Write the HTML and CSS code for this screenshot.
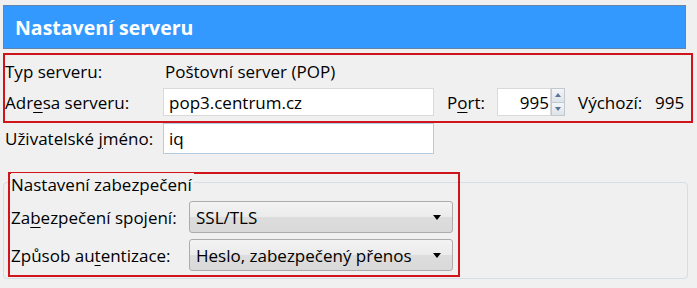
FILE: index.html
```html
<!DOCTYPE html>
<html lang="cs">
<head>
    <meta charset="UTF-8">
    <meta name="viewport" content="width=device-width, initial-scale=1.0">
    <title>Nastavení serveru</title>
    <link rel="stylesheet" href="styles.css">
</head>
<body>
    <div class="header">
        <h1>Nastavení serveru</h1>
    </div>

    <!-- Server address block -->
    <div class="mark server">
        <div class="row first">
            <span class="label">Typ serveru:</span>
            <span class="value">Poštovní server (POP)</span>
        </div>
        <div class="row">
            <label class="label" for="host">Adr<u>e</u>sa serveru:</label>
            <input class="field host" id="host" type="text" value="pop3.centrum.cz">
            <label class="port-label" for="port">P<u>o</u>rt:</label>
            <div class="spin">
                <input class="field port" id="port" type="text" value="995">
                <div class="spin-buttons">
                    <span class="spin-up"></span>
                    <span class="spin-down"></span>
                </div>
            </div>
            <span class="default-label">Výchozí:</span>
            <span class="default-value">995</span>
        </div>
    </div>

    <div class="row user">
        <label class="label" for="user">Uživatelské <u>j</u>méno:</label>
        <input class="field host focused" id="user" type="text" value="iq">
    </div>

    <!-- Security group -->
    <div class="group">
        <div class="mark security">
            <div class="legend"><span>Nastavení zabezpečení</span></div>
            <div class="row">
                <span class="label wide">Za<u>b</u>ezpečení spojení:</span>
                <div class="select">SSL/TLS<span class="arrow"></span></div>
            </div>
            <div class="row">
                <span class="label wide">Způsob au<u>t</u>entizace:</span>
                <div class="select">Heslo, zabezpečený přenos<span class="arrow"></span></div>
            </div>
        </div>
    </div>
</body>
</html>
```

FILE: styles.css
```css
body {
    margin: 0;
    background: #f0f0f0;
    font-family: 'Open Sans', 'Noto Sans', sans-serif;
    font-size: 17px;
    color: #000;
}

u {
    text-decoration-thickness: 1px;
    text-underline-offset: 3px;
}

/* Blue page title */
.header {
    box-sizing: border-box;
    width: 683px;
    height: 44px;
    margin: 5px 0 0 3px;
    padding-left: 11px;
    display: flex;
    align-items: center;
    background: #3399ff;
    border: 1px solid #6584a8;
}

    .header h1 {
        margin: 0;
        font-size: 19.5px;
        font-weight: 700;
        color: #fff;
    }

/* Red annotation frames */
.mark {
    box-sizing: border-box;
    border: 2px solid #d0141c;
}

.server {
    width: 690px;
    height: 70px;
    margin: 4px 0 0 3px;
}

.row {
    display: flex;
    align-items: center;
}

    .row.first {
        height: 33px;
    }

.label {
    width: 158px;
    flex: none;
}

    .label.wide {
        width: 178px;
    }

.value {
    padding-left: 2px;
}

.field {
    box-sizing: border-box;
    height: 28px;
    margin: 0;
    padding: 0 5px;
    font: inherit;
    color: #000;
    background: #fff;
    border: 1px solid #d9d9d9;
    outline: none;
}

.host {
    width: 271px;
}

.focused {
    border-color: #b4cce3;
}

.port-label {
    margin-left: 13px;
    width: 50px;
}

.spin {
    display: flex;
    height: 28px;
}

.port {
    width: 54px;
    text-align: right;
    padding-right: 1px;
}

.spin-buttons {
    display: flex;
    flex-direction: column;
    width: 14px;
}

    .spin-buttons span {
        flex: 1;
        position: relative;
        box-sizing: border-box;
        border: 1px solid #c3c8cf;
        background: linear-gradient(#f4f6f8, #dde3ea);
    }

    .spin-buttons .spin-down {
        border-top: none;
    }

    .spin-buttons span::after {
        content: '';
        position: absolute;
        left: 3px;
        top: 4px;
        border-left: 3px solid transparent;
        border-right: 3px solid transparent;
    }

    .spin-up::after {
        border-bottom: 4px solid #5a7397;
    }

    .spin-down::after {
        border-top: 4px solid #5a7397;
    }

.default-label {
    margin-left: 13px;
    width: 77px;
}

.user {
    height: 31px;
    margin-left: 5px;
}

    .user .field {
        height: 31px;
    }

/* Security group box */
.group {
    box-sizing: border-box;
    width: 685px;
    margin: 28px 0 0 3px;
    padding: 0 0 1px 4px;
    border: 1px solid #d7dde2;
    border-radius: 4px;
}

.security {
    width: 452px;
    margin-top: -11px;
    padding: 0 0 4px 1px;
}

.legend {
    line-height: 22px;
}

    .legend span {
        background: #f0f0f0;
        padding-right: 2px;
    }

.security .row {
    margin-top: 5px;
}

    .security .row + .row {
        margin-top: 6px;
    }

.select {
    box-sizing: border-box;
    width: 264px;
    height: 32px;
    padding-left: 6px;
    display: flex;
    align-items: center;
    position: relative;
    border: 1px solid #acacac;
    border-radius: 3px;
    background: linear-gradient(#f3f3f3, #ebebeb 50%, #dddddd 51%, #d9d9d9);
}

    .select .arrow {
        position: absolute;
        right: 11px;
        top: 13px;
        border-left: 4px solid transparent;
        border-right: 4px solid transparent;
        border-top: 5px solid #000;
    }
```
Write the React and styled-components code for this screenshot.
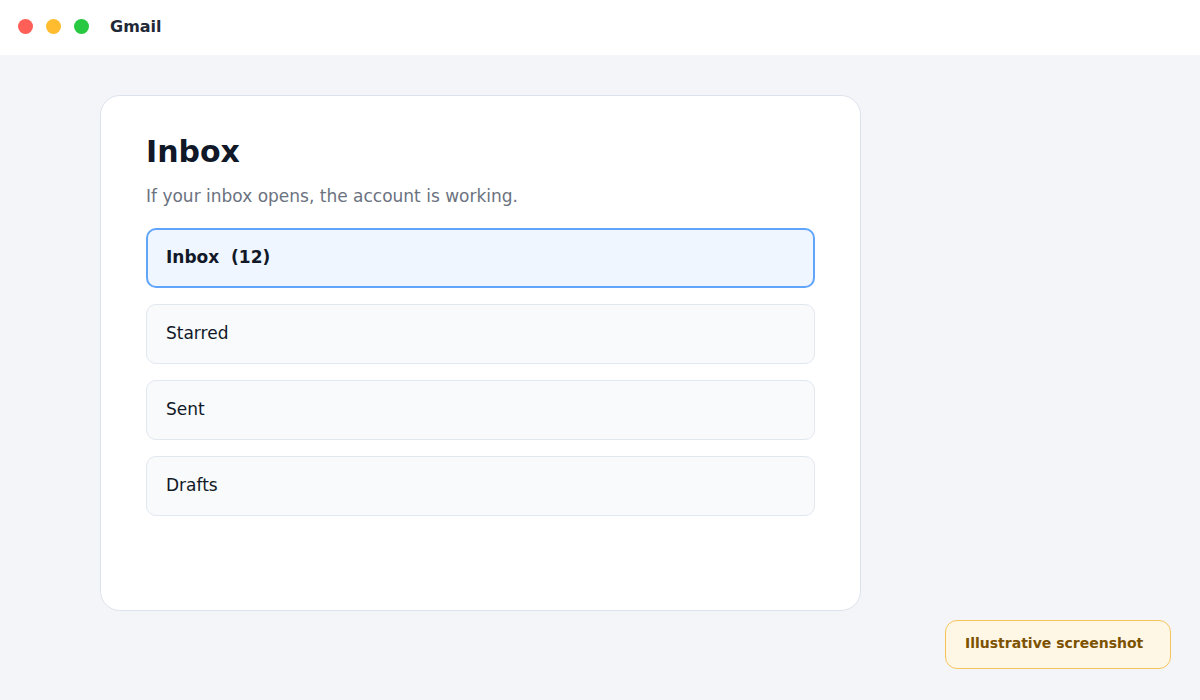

- [EXERCISE DIRECTIONS]:
Word for word, quote the full listing, omitting every picture.

- [WORKED SOLUTION]:
Write the HTML and CSS code for this screenshot.
FILE: index.html
```html
<!DOCTYPE html>
<html lang="cs">
<head>
    <meta charset="UTF-8">
    <meta name="viewport" content="width=device-width, initial-scale=1.0">
    <title>Nastavení serveru</title>
    <link rel="stylesheet" href="styles.css">
</head>
<body>
    <div class="header">
        <h1>Nastavení serveru</h1>
    </div>

    <!-- Server address block -->
    <div class="mark server">
        <div class="row first">
            <span class="label">Typ serveru:</span>
            <span class="value">Poštovní server (POP)</span>
        </div>
        <div class="row">
            <label class="label" for="host">Adr<u>e</u>sa serveru:</label>
            <input class="field host" id="host" type="text" value="pop3.centrum.cz">
            <label class="port-label" for="port">P<u>o</u>rt:</label>
            <div class="spin">
                <input class="field port" id="port" type="text" value="995">
                <div class="spin-buttons">
                    <span class="spin-up"></span>
                    <span class="spin-down"></span>
                </div>
            </div>
            <span class="default-label">Výchozí:</span>
            <span class="default-value">995</span>
        </div>
    </div>

    <div class="row user">
        <label class="label" for="user">Uživatelské <u>j</u>méno:</label>
        <input class="field host focused" id="user" type="text" value="iq">
    </div>

    <!-- Security group -->
    <div class="group">
        <div class="mark security">
            <div class="legend"><span>Nastavení zabezpečení</span></div>
            <div class="row">
                <span class="label wide">Za<u>b</u>ezpečení spojení:</span>
                <div class="select">SSL/TLS<span class="arrow"></span></div>
            </div>
            <div class="row">
                <span class="label wide">Způsob au<u>t</u>entizace:</span>
                <div class="select">Heslo, zabezpečený přenos<span class="arrow"></span></div>
            </div>
        </div>
    </div>
</body>
</html>
```

FILE: styles.css
```css
body {
    margin: 0;
    background: #f0f0f0;
    font-family: 'Open Sans', 'Noto Sans', sans-serif;
    font-size: 17px;
    color: #000;
}

u {
    text-decoration-thickness: 1px;
    text-underline-offset: 3px;
}

/* Blue page title */
.header {
    box-sizing: border-box;
    width: 683px;
    height: 44px;
    margin: 5px 0 0 3px;
    padding-left: 11px;
    display: flex;
    align-items: center;
    background: #3399ff;
    border: 1px solid #6584a8;
}

    .header h1 {
        margin: 0;
        font-size: 19.5px;
        font-weight: 700;
        color: #fff;
    }

/* Red annotation frames */
.mark {
    box-sizing: border-box;
    border: 2px solid #d0141c;
}

.server {
    width: 690px;
    height: 70px;
    margin: 4px 0 0 3px;
}

.row {
    display: flex;
    align-items: center;
}

    .row.first {
        height: 33px;
    }

.label {
    width: 158px;
    flex: none;
}

    .label.wide {
        width: 178px;
    }

.value {
    padding-left: 2px;
}

.field {
    box-sizing: border-box;
    height: 28px;
    margin: 0;
    padding: 0 5px;
    font: inherit;
    color: #000;
    background: #fff;
    border: 1px solid #d9d9d9;
    outline: none;
}

.host {
    width: 271px;
}

.focused {
    border-color: #b4cce3;
}

.port-label {
    margin-left: 13px;
    width: 50px;
}

.spin {
    display: flex;
    height: 28px;
}

.port {
    width: 54px;
    text-align: right;
    padding-right: 1px;
}

.spin-buttons {
    display: flex;
    flex-direction: column;
    width: 14px;
}

    .spin-buttons span {
        flex: 1;
        position: relative;
        box-sizing: border-box;
        border: 1px solid #c3c8cf;
        background: linear-gradient(#f4f6f8, #dde3ea);
    }

    .spin-buttons .spin-down {
        border-top: none;
    }

    .spin-buttons span::after {
        content: '';
        position: absolute;
        left: 3px;
        top: 4px;
        border-left: 3px solid transparent;
        border-right: 3px solid transparent;
    }

    .spin-up::after {
        border-bottom: 4px solid #5a7397;
    }

    .spin-down::after {
        border-top: 4px solid #5a7397;
    }

.default-label {
    margin-left: 13px;
    width: 77px;
}

.user {
    height: 31px;
    margin-left: 5px;
}

    .user .field {
        height: 31px;
    }

/* Security group box */
.group {
    box-sizing: border-box;
    width: 685px;
    margin: 28px 0 0 3px;
    padding: 0 0 1px 4px;
    border: 1px solid #d7dde2;
    border-radius: 4px;
}

.security {
    width: 452px;
    margin-top: -11px;
    padding: 0 0 4px 1px;
}

.legend {
    line-height: 22px;
}

    .legend span {
        background: #f0f0f0;
        padding-right: 2px;
    }

.security .row {
    margin-top: 5px;
}

    .security .row + .row {
        margin-top: 6px;
    }

.select {
    box-sizing: border-box;
    width: 264px;
    height: 32px;
    padding-left: 6px;
    display: flex;
    align-items: center;
    position: relative;
    border: 1px solid #acacac;
    border-radius: 3px;
    background: linear-gradient(#f3f3f3, #ebebeb 50%, #dddddd 51%, #d9d9d9);
}

    .select .arrow {
        position: absolute;
        right: 11px;
        top: 13px;
        border-left: 4px solid transparent;
        border-right: 4px solid transparent;
        border-top: 5px solid #000;
    }
```
Write the React and styled-components code for this screenshot.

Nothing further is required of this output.